==== DATASET ROWS ====

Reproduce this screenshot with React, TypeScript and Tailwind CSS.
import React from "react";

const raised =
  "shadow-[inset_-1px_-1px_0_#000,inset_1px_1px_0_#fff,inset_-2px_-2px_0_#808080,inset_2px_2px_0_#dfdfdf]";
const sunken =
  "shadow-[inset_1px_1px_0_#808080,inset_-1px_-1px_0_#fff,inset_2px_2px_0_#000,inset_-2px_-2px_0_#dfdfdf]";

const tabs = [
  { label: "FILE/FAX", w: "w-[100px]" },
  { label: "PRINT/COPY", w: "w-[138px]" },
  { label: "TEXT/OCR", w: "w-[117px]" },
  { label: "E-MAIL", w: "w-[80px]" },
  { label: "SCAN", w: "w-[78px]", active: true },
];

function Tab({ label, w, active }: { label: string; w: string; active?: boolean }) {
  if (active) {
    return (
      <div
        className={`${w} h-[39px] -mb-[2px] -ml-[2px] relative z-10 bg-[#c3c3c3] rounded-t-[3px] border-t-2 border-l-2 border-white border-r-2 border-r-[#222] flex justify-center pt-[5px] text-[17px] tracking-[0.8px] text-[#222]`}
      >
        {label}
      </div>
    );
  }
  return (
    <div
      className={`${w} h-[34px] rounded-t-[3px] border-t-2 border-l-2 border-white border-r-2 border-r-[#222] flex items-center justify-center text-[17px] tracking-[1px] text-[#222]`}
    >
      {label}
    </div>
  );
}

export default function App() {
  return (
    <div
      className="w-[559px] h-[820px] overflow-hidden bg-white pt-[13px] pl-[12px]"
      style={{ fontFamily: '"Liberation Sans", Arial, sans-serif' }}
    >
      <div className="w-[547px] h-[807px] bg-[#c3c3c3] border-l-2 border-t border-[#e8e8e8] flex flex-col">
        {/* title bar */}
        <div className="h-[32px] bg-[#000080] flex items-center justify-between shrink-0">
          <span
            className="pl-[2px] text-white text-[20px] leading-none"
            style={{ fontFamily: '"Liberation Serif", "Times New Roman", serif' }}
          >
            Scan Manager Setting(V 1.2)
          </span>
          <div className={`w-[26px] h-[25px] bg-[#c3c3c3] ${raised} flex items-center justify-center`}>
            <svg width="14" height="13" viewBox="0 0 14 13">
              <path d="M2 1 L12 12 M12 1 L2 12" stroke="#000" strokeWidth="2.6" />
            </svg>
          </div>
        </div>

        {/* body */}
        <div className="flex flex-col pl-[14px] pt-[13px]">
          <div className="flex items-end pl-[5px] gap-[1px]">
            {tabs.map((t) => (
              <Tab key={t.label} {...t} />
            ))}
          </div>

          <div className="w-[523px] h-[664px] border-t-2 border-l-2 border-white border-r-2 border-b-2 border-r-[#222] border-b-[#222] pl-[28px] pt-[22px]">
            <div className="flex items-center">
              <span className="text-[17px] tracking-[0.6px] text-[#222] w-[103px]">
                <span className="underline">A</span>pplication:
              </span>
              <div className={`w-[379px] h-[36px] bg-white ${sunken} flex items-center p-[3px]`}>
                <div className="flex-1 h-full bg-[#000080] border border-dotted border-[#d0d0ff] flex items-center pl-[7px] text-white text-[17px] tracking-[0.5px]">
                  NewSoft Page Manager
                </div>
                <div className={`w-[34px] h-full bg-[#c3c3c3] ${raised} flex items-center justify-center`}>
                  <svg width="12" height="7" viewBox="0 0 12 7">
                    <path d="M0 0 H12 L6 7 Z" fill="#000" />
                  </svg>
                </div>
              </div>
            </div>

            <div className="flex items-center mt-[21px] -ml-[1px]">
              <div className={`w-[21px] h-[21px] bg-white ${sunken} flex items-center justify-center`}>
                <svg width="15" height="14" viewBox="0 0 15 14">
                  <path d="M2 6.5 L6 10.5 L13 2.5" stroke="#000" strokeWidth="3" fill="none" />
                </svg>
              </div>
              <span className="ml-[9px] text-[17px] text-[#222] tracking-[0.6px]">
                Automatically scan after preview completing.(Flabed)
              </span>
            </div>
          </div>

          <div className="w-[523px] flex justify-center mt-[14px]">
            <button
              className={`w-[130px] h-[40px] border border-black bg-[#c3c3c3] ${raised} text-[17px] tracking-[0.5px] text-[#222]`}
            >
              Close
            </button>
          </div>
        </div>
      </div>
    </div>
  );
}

====
==== DATASET ROWS ====

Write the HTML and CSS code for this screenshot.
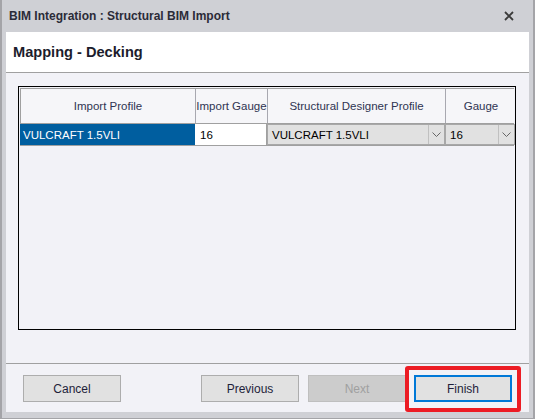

====
==== DATASET ROWS ====

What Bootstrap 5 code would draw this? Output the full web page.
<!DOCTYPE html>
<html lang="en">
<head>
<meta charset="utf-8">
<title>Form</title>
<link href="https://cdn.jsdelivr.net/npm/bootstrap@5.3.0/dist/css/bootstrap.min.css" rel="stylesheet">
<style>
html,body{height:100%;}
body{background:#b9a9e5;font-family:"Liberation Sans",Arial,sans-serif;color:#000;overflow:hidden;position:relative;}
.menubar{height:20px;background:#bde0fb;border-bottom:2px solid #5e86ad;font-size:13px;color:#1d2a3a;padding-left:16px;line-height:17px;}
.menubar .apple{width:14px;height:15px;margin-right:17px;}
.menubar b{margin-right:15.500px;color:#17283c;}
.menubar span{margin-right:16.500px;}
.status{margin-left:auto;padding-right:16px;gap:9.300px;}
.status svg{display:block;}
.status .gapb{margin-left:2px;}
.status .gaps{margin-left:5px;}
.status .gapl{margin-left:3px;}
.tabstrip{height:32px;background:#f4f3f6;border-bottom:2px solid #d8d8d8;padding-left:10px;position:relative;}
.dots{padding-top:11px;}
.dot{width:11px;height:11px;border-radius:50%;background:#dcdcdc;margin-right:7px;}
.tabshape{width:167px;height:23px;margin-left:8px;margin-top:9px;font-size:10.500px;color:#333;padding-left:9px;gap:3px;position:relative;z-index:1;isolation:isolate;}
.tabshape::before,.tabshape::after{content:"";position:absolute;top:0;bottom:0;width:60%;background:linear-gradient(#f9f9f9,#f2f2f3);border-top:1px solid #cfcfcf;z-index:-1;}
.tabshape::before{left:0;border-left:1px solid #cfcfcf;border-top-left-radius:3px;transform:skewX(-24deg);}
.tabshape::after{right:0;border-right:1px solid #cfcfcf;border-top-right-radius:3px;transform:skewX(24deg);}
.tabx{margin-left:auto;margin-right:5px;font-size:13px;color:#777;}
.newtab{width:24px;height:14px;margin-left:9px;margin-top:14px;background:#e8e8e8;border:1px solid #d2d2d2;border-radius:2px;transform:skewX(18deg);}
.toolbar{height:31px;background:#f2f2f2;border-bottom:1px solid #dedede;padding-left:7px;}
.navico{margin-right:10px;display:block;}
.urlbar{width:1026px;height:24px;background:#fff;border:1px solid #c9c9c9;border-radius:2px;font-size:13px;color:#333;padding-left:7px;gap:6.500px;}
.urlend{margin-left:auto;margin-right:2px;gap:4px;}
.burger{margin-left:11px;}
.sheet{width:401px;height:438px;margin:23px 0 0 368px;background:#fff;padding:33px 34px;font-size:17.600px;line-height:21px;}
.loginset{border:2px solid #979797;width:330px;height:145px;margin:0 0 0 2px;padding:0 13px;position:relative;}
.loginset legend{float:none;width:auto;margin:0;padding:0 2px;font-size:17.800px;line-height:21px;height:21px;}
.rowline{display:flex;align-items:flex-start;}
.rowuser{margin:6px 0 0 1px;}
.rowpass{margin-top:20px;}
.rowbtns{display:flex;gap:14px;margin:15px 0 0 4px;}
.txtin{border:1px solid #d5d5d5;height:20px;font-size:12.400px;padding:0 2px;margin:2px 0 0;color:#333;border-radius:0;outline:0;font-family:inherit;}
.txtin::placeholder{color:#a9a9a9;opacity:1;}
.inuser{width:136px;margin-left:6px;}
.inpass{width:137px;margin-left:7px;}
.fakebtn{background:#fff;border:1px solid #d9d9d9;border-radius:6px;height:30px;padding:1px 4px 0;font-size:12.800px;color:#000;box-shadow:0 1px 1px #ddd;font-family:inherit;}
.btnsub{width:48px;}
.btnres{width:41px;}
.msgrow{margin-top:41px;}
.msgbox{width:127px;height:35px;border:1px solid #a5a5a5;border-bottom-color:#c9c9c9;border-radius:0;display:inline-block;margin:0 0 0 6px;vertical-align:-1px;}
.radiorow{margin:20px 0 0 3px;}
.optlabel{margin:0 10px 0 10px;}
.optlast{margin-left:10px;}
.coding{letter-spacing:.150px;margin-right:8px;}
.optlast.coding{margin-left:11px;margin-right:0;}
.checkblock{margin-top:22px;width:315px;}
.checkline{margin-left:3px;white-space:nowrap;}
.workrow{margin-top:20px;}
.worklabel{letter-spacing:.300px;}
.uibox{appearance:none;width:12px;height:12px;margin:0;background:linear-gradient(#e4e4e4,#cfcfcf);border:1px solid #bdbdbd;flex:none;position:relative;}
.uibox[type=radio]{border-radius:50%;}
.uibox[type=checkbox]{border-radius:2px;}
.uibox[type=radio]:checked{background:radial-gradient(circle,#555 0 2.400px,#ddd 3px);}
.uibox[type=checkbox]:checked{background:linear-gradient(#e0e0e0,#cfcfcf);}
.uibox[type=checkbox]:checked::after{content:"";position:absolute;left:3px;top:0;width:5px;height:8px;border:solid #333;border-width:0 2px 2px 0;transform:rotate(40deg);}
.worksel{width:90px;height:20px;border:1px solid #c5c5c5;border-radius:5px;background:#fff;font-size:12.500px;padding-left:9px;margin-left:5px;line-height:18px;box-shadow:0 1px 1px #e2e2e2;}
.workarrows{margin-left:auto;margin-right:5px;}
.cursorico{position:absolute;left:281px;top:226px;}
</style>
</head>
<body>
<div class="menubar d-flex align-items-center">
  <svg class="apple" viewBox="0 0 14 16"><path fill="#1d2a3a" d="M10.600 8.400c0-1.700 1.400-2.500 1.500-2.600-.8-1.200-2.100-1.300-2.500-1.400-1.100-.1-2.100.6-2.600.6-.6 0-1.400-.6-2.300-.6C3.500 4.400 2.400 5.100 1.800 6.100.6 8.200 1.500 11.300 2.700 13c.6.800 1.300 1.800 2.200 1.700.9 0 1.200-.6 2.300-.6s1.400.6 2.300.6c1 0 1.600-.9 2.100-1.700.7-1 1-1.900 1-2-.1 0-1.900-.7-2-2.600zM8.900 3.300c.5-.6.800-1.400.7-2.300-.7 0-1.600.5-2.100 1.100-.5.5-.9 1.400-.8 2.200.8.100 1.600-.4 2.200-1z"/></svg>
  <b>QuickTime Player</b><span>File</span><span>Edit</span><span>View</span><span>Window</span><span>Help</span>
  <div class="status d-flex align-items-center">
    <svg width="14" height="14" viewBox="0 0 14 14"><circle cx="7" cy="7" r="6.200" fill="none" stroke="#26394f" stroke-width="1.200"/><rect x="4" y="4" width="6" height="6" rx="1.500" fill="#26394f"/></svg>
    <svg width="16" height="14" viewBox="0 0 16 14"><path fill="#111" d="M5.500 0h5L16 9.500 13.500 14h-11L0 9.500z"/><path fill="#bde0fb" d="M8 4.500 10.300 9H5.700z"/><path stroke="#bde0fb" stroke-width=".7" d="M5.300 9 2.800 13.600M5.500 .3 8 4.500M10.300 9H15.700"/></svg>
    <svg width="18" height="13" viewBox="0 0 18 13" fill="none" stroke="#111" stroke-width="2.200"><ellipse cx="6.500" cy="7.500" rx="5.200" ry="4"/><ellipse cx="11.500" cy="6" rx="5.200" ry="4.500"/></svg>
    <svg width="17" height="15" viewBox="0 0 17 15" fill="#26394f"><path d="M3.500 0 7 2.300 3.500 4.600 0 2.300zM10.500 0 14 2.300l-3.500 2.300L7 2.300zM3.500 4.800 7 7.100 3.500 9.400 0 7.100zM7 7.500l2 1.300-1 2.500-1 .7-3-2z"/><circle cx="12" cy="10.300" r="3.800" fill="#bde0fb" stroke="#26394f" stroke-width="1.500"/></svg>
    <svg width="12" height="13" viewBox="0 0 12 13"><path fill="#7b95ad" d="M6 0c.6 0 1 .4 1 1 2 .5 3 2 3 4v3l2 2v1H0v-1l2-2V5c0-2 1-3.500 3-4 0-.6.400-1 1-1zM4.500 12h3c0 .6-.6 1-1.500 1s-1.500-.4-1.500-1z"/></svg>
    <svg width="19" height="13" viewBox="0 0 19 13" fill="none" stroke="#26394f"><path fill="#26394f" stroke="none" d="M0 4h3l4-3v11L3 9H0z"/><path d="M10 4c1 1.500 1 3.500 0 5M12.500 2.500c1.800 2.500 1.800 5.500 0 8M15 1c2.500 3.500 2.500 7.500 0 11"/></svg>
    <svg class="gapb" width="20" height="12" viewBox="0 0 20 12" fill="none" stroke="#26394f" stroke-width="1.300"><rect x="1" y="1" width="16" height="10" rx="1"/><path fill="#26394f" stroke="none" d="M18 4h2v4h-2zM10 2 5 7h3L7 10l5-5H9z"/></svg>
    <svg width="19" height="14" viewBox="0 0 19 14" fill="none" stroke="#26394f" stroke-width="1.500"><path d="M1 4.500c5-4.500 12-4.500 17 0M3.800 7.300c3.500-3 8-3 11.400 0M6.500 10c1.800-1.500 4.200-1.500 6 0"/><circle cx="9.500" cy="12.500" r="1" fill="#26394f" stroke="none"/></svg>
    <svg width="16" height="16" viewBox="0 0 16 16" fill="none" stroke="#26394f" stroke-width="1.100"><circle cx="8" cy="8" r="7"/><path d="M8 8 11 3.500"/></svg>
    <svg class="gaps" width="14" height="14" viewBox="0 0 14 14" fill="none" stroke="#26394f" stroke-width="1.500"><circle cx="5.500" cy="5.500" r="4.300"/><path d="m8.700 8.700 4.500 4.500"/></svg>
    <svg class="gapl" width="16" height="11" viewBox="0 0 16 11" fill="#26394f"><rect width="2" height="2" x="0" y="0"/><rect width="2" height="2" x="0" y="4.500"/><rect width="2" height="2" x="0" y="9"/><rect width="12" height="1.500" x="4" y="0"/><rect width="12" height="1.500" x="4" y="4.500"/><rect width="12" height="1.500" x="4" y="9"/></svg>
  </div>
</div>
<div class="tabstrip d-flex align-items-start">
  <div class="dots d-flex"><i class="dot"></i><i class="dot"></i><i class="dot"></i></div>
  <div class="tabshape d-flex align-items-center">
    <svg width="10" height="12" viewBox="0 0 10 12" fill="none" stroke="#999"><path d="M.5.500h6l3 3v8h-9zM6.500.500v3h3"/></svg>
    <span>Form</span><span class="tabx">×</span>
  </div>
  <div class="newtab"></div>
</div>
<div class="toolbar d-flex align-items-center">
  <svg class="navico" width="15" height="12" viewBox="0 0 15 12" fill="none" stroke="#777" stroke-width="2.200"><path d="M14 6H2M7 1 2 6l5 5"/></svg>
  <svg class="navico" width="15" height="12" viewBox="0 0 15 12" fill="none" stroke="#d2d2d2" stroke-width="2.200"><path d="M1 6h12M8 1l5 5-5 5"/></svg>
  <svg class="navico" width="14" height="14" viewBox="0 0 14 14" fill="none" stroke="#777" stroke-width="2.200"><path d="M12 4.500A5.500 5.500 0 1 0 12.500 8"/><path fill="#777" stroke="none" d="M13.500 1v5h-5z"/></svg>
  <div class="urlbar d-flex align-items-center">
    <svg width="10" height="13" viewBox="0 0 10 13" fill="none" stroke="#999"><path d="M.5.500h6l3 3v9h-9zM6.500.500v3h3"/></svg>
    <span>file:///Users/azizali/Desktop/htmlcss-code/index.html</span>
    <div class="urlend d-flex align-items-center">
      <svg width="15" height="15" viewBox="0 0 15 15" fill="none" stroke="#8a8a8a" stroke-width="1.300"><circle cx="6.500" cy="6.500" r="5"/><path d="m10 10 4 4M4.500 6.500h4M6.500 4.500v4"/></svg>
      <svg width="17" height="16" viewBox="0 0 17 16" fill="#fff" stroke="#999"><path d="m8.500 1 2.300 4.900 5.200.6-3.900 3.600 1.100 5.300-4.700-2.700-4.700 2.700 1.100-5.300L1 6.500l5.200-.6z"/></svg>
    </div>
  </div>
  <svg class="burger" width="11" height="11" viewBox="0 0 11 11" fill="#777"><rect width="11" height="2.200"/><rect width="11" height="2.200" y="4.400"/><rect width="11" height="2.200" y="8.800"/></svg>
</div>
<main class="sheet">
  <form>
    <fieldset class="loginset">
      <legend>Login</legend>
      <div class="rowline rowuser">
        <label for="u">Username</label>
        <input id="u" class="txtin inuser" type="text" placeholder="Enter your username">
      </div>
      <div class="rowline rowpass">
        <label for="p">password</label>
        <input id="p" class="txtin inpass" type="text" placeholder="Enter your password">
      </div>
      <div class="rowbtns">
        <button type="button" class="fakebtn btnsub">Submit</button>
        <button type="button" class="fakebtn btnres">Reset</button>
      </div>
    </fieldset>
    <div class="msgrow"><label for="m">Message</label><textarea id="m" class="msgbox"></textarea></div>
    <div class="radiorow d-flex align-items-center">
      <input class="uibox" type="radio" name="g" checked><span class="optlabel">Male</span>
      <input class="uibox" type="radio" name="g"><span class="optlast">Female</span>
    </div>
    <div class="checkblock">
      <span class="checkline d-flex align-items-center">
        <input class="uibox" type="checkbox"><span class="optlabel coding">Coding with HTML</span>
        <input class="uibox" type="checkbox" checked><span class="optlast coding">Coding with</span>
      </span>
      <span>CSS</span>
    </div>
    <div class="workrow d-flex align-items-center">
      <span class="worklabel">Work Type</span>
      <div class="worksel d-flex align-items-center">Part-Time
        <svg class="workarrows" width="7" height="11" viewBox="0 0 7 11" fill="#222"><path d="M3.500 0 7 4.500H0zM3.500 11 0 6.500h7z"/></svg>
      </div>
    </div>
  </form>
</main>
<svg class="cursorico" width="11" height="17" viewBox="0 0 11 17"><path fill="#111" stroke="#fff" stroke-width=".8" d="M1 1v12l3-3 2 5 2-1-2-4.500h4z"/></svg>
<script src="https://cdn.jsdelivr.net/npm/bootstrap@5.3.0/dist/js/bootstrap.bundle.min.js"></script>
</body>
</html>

====

Which lines include the word "screenshot"? List them all.

** RESULT OF THE EXERCISE **
Reproduce this screenshot with React, TypeScript and Tailwind CSS.
Write the HTML and CSS code for this screenshot.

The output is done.